Forum Discussion
GTM Listener IP - Best Practice
I'm looking for some clarification on this topic. I've seen it mentioned in various places (ex. http://support.f5.com/kb/en-us/solutions/public/5000/400/sol5427.html) that the best practice is to use one of the BIP-IPs self-IPs as the destination listener.
"F5 recommends to always use a self IP address when defining a listener object for local name resolution. A listener object that is not defined as a self IP address cannot direct name resolution requests to BIND."
I'm using v11.6 and have my listener assigned an IP on the same subnet as my external self-IP, but it's a different IP. Upon defining my listener in this manner, it automatically created an associated Virtual Server with the defined IP and everything works fine. What is the disadvantage in deploying a listener that doesn't use the same IP as one of the self-IPs on the system? I'm trying to understand why this is a best practice. I'd imagine an anycast deployment would also be deployed not using a self-IP of the system, but rather the listener would be assigned a /32 and then advertised by a routing protocol. Similar to using a loopback interface's address for deploying anycast on a router.
Thanks, Dave
- HamishCirrocumulus
I believe the answer is already in what you typed... e.g.
"A listener object that is not defined as a self IP address cannot direct name resolution requests to BIND"

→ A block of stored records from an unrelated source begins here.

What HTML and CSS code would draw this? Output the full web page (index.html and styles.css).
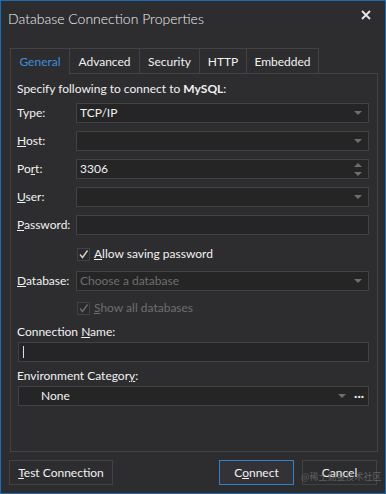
FILE: index.html
```html
<!DOCTYPE html>
<html lang="en">
<head>
  <meta charset="UTF-8" />
  <title>Database Connection Properties</title>
  <link rel="stylesheet" href="styles.css">
</head>
<body>
  <div class="window">
    <header class="titlebar">
      <span class="title">Database Connection Properties</span>
      <button class="close" aria-label="Close">
        <svg width="10" height="10" viewBox="0 0 10 10"><path d="M1 1L9 9M9 1L1 9" stroke="#e8e8e8" stroke-width="1.8"/></svg>
      </button>
    </header>

    <nav class="tabs">
      <span class="tab active" style="width:59px">General</span>
      <span class="tab" style="width:70px">Advanced</span>
      <span class="tab" style="width:60px">Security</span>
      <span class="tab" style="width:47px">HTTP</span>
      <span class="tab last" style="width:73px">Embedded</span>
    </nav>

    <section class="panel">
      <p class="intro">Specify following to connect to <b>MySQL</b>:</p>

      <div class="row">
        <label>Type:</label>
        <div class="field combo">TCP/IP<span class="arrow"></span></div>
      </div>
      <div class="row">
        <label><u>H</u>ost:</label>
        <div class="field combo"><span class="arrow"></span></div>
      </div>
      <div class="row">
        <label>Po<u>r</u>t:</label>
        <div class="field combo">3306
          <span class="spin"><span class="up"></span><span class="down"></span></span>
        </div>
      </div>
      <div class="row">
        <label><u>U</u>ser:</label>
        <div class="field combo"><span class="arrow"></span></div>
      </div>
      <div class="row">
        <label><u>P</u>assword:</label>
        <div class="field"></div>
      </div>

      <div class="row check-row first-check">
        <span></span>
        <div class="check">
          <span class="box"><svg width="11" height="11" viewBox="0 0 11 11"><path d="M2 5.5L4.5 8.5L9.5 1.5" fill="none" stroke="#d0d0d0" stroke-width="1.4"/></svg></span>
          <span><u>A</u>llow saving password</span>
        </div>
      </div>

      <div class="row db-row">
        <label><u>D</u>atabase:</label>
        <div class="field combo disabled">Choose a database<span class="arrow"></span></div>
      </div>

      <div class="row check-row">
        <span></span>
        <div class="check disabled">
          <span class="box"><svg width="11" height="11" viewBox="0 0 11 11"><path d="M2 5.5L4.5 8.5L9.5 1.5" fill="none" stroke="#6a6a6a" stroke-width="1.4"/></svg></span>
          <span><u>S</u>how all databases</span>
        </div>
      </div>

      <p class="caption">Connection <u>N</u>ame:</p>
      <div class="field wide"><span class="caret"></span></div>

      <p class="caption">Environment Categor<u>y</u>:</p>
      <div class="field wide env">
        <span class="env-name">None</span>
        <span class="arrow"></span>
        <span class="dots">···</span>
      </div>
    </section>

    <footer class="buttons">
      <button class="btn test"><u>T</u>est Connection</button>
      <span class="spacer"></span>
      <button class="btn primary">C<u>o</u>nnect</button>
      <button class="btn">Cancel</button>
    </footer>

    <span class="watermark">@稀土掘金技术社区</span>
  </div>
</body>
</html>
```

FILE: styles.css
```css
:root {
  --bg: #2d2d30;
  --field-bg: #252526;
  --line: #424246;
  --text: #f1f1f1;
  --muted: #6e6e6e;
  --accent: #3c8fdc;
}

body {
  margin: 0;
  background: var(--bg);
  font-family: "Segoe UI", Lato, sans-serif;
  font-size: 12px;
  color: var(--text);
}

.window {
  width: 386px;
  height: 494px;
  box-sizing: border-box;
  border: 1px solid #1c6db5;
  background: var(--bg);
  display: flex;
  flex-direction: column;
  position: relative;
  overflow: hidden;
}

.titlebar {
  height: 47px;
  box-sizing: border-box;
  padding: 8px 14px 0 7px;
  display: flex;
  align-items: flex-start;
  justify-content: space-between;
}

.title {
  font-size: 14px;
  line-height: 20px;
  font-weight: 300;
  color: #f0f0f0;
}

.close {
  background: none;
  border: none;
  padding: 0;
  margin-top: 1px;
  width: 10px;
  height: 10px;
  display: flex;
}

.tabs {
  display: flex;
  margin-left: 9px;
  height: 25px;
}

.tab {
  box-sizing: border-box;
  height: 25px;
  border-top: 1px solid var(--line);
  border-left: 1px solid var(--line);
  display: flex;
  align-items: center;
  justify-content: center;
  line-height: 16px;
  padding-top: 1px;
}

.tab.last {
  border-right: 1px solid var(--line);
}

.tab.active {
  color: var(--accent);
  height: 26px;
  margin-bottom: -1px;
  background: var(--bg);
  position: relative;
  z-index: 1;
}

.panel {
  margin-left: 9px;
  width: 368px;
  height: 379px;
  box-sizing: border-box;
  border: 1px solid var(--line);
  padding: 7px 8px 0 6px;
  display: flex;
  flex-direction: column;
}

.intro {
  margin: 0 0 6px;
  line-height: 16px;
}

.row {
  display: grid;
  grid-template-columns: 59px 1fr;
  align-items: center;
  height: 20px;
  margin-bottom: 8px;
}

.row label {
  line-height: 16px;
  white-space: nowrap;
}

.field {
  box-sizing: border-box;
  height: 20px;
  border: 1px solid var(--line);
  background: var(--field-bg);
  display: flex;
  align-items: center;
  padding-left: 3px;
  line-height: 16px;
  position: relative;
}

.field.disabled {
  color: var(--muted);
}

.arrow {
  margin-left: auto;
  margin-right: 6px;
  width: 0;
  height: 0;
  border-left: 4px solid transparent;
  border-right: 4px solid transparent;
  border-top: 4px solid #6f6f6f;
}

.spin {
  margin-left: auto;
  margin-right: 6px;
  display: flex;
  flex-direction: column;
  gap: 5px;
}

.spin .up {
  border-left: 4px solid transparent;
  border-right: 4px solid transparent;
  border-bottom: 4px solid #6f6f6f;
}

.spin .down {
  border-left: 4px solid transparent;
  border-right: 4px solid transparent;
  border-top: 4px solid #6f6f6f;
}

.check-row {
  margin-bottom: 0;
}

.first-check {
  margin-top: 1px;
}

.db-row {
  margin-top: 7px;
  margin-bottom: 7px;
}

.check {
  display: flex;
  align-items: center;
  gap: 4px;
  margin-left: 1px;
  line-height: 16px;
}

.check.disabled {
  color: var(--muted);
}

.box {
  width: 13px;
  height: 13px;
  box-sizing: border-box;
  border: 1px solid var(--line);
  background: #2a2a2c;
  display: flex;
  align-items: center;
  justify-content: center;
}

.caption {
  margin: 6px 0 2px;
  line-height: 16px;
}

.caption + .field {
  margin-bottom: 0;
}

.wide {
  width: 351px;
  margin-left: 1px;
}

.caret {
  width: 1px;
  height: 12px;
  background: #e0e0e0;
  margin-left: 1px;
}

.env-name {
  margin-left: 19px;
}

.env .arrow {
  margin-right: 8px;
}

.dots {
  margin-right: 4px;
  font-weight: 700;
  color: #f0f0f0;
}

.buttons {
  display: flex;
  gap: 8px;
  padding: 0 8px 0 8px;
  margin-top: 8px;
}

.spacer {
  flex: 1;
}

.btn {
  font: inherit;
  color: var(--text);
  background: var(--bg);
  border: 1px solid var(--line);
  height: 25px;
  width: 75px;
  padding: 0;
}

.btn.test {
  width: 104px;
}

.btn.primary {
  border-color: #2f82c8;
  background: #333337;
}

.watermark {
  position: absolute;
  left: 300px;
  top: 469px;
  white-space: nowrap;
  font-family: "Noto Sans CJK SC", sans-serif;
  font-size: 9px;
  color: rgba(150, 150, 150, 0.5);
  pointer-events: none;
}
```
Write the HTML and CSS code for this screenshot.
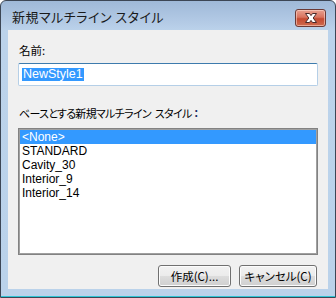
FILE: index.html
```html
<!DOCTYPE html>
<html>
<head>
<meta charset="utf-8">
<link rel="stylesheet" href="styles.css">
</head>
<body>
<div class="window">
  <div class="titlebar">
    <span class="title">新規マルチライン スタイル</span>
    <button class="close" aria-label="閉じる">
      <svg width="16" height="12" viewBox="0 0 16 12">
        <path d="M2.5 1.5 L6.5 1.5 L8 3.6 L9.5 1.5 L13.5 1.5 L10.2 6 L13.5 10.5 L9.5 10.5 L8 8.4 L6.5 10.5 L2.5 10.5 L5.8 6 Z" fill="#fff" stroke="#4a2a2a" stroke-width="1" stroke-linejoin="round"/>
      </svg>
    </button>
  </div>
  <div class="client">
    <div class="label first">名前:</div>
    <div class="input"><span class="sel">NewStyle1</span></div>
    <div class="label second">ベースとする新規マルチライン<span class="gap">スタイル</span><span class="colon">：</span></div>
    <ul class="listbox">
      <li class="selected">&lt;None&gt;</li>
      <li>STANDARD</li>
      <li>Cavity_30</li>
      <li>Interior_9</li>
      <li>Interior_14</li>
    </ul>
    <div class="buttons">
      <button class="btn create">作成(C)...</button>
      <button class="btn cancel">キャンセル(C)</button>
    </div>
  </div>
</div>
</body>
</html>
```

FILE: styles.css
```css
html, body {
  margin: 0;
  padding: 0;
  background: #ffffff;
}
body {
  width: 336px;
  height: 298px;
  overflow: hidden;
  font-family: "Noto Sans CJK JP", "Liberation Sans", sans-serif;
}
.window {
  box-sizing: border-box;
  width: 336px;
  height: 298px;
  border: 1px solid #3c4655;
  border-radius: 6px 6px 0 0;
  background: linear-gradient(#9fb9d8 0px, #b4cbe6 22px, #bcd3eb 30px, #bad2ea 100%);
  padding: 0 7px 8px 7px;
  box-shadow: inset 0 -1px 0 #2fc4d4;
  display: flex;
  flex-direction: column;
}
.titlebar {
  height: 29px;
  display: flex;
  align-items: center;
  justify-content: space-between;
  padding-left: 4px;
  padding-right: 2px;
}
.title {
  font-size: 13px;
  color: #1a1a1a;
  font-feature-settings: "palt";
  letter-spacing: 0.5px;
  margin-top: 1px;
}
.close {
  width: 31px;
  height: 18px;
  margin-top: 5px;
  padding: 0;
  border: 1px solid #6b3a36;
  border-radius: 3px;
  background: linear-gradient(#e8a190 0%, #d9735f 45%, #c44a31 55%, #cf6b4f 100%);
  box-shadow: inset 0 0 0 1px rgba(255, 220, 210, 0.55);
  display: flex;
  align-items: center;
  justify-content: center;
}
.close svg { display: block; }
.client {
  flex: 1;
  background: #f0f0f0;
  padding: 0 10px;
  display: flex;
  flex-direction: column;
}
.label {
  font-size: 11.5px;
  line-height: 14px;
  color: #000;
  font-feature-settings: "palt";
  padding-left: 1px;
}
.label.first {
  margin-top: 13px;
}
.label.second {
  margin-top: 20px;
  font-size: 11px;
  letter-spacing: -0.7px;
}
.gap {
  margin-left: 4px;
}
.colon {
  color: #1a2a60;
  font-weight: bold;
  margin-left: 2px;
}
.input {
  box-sizing: border-box;
  margin-top: 6px;
  width: 300px;
  height: 23px;
  background: #fff;
  border: 1px solid #b5cfe7;
  border-top-color: #3d7bad;
  border-radius: 2px;
  padding: 4px 0 0 3px;
  font-family: "Liberation Sans", sans-serif;
  font-size: 12.5px;
  line-height: 13px;
}
.sel {
  background: #3399ff;
  color: #fff;
  padding: 0 1px;
  display: inline-block;
}
.listbox {
  box-sizing: border-box;
  list-style: none;
  margin: 8px 0 0 0;
  padding: 1px;
  width: 300px;
  height: 127px;
  background: #fff;
  border: 1px solid #828282;
  box-shadow: inset 0 0 0 1px #a0a0a0;
  font-family: "Liberation Sans", sans-serif;
  font-size: 12px;
}
.listbox li {
  height: 14px;
  line-height: 14px;
  padding-left: 2px;
  color: #000;
}
.listbox li.selected {
  background: #3399ff;
  color: #fff;
}
.buttons {
  display: flex;
  justify-content: flex-end;
  gap: 8px;
  margin-top: 10px;
  padding-right: 1px;
}
.btn {
  box-sizing: border-box;
  height: 22px;
  padding: 0;
  border: 1px solid #707070;
  border-radius: 3px;
  background: linear-gradient(#f2f2f2 0%, #ebebeb 50%, #dddddd 51%, #cfcfcf 100%);
  box-shadow: inset 0 0 0 1px #fcfcfc;
  font-family: "Noto Sans CJK JP", "Liberation Sans", sans-serif;
  font-feature-settings: "palt";
  font-size: 11.5px;
  line-height: 18px;
  color: #000;
}
.btn.create { width: 73px; }
.btn.cancel { width: 78px; }
```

If you don't require that (and I usually make sure that requests not serviced by GTM are dropped myself), then you have no issues AFAIK.
Possibly it's listed as not best practice because if GTM can't resolve it, you won't get any answer, and whoever wrote it wanted to make sure at least SOMETHING was given back (e.g. for addresses that ARE NOT serviced by GTM - i.e. not WideIP's).
However for most of the installs I've done, that was the DESIRED effect anyway... Because I don't like running GTM's inline with normal DNS services - i.e. I like my GTM's to be serving ONLY WideIP's.
H
I found this old post while looking for the same information as the OP. Indeed, the behavior has changed since 11.x but some docs that pop on google don't reflect the new behavior. So here's the difference:
- In BIG-IP 10.x and earlier, if the listener object matches a self IP address, then local BIND resolution is automatically enabled. If the listener object does not match a self IP address, local BIND resolution is disabled and query forwarding is enabled. If you define a listener object for local resolution and the listener does not match a self IP address, wide IP pools configured with the Return to DNS load balancing method will not return the desired results.
- In BIG-IP 11.x and later, the Use BIND Server on BIG-IP option in the DNS profile dictates local BIND resolution. If the option is enabled on a listener object, it can answer from BIND. If the option is disabled, and the listener does not match a self IP address, then query forwarding is enabled. If the option is disabled and the listener object does match a self IP address, then neither BIND resolution nor forwarding is enabled, so queries that would have otherwise been handled by those methods are dropped.